A "dog" would have been a doctrinal covenant that clearly addresses the currently present issue: sex. I won't get too deeply into the quagmire of whether Anglicanism is a "confessional" movement. I have always been under the impression that it's not, but my ecclesiological formation has always been on the Catholic end of the Anglican spectrum. In any case, what we have to consider now is a relational covenant--a set of ground rules for how the autonomous provinces are accountable to one another interdependently. In our present condition, this is something we need very badly.
There will be time in due course to get into the details, but let's cut to the chase here: Would this text, had it been in effect four years ago, have affected the chain of events that led to the consecration of Gene Robinson and the passage of C051 (that public rites of blessing for same-sex relationship is "within the bounds of our common life")? The answer is definitely, Yes. Whether it would have prevented those events is difficult to say, but at least General Convention 2003 would have had a clear-eyed view of the consequences, rather than have it be a matter of speculation.

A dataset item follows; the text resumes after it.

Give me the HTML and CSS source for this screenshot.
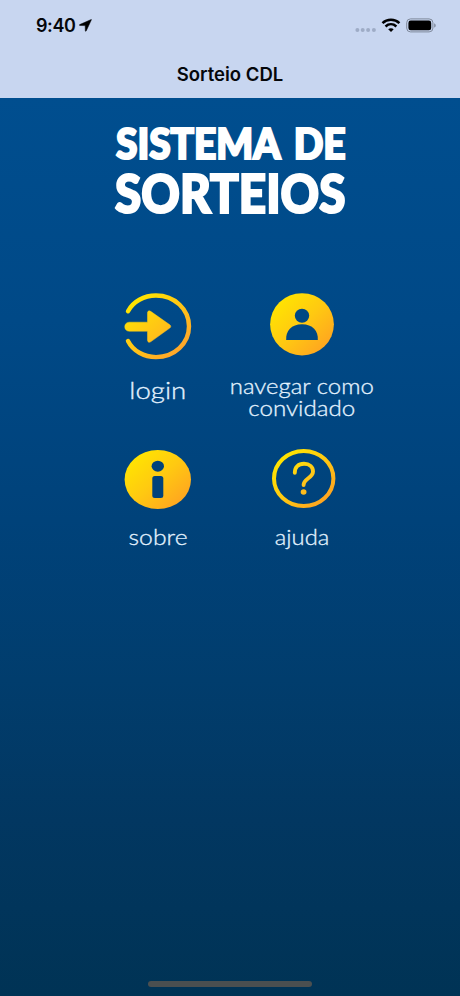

One thing I like about the draft covenant is that is formalizes the status of the four Instruments of Unity. Episcopalian liberals have protested loudly for months into years now that the Instruments are "so-called" and have earned no deference. This covenant would remove that talking point from their arsenal. Member churches would be expected to "heed the counsel" of the 4IU. It also lends a lot more heft to the authority of the Lambeth Conference, which would function as a college of bishops, charged with "guarding the faith and unity of the communion."
Most significantly, it has teeth. (Cats can bite, you know!) The final paragraph spells out the consequences of a member church failing to live up to the spirit and terms of the covenant.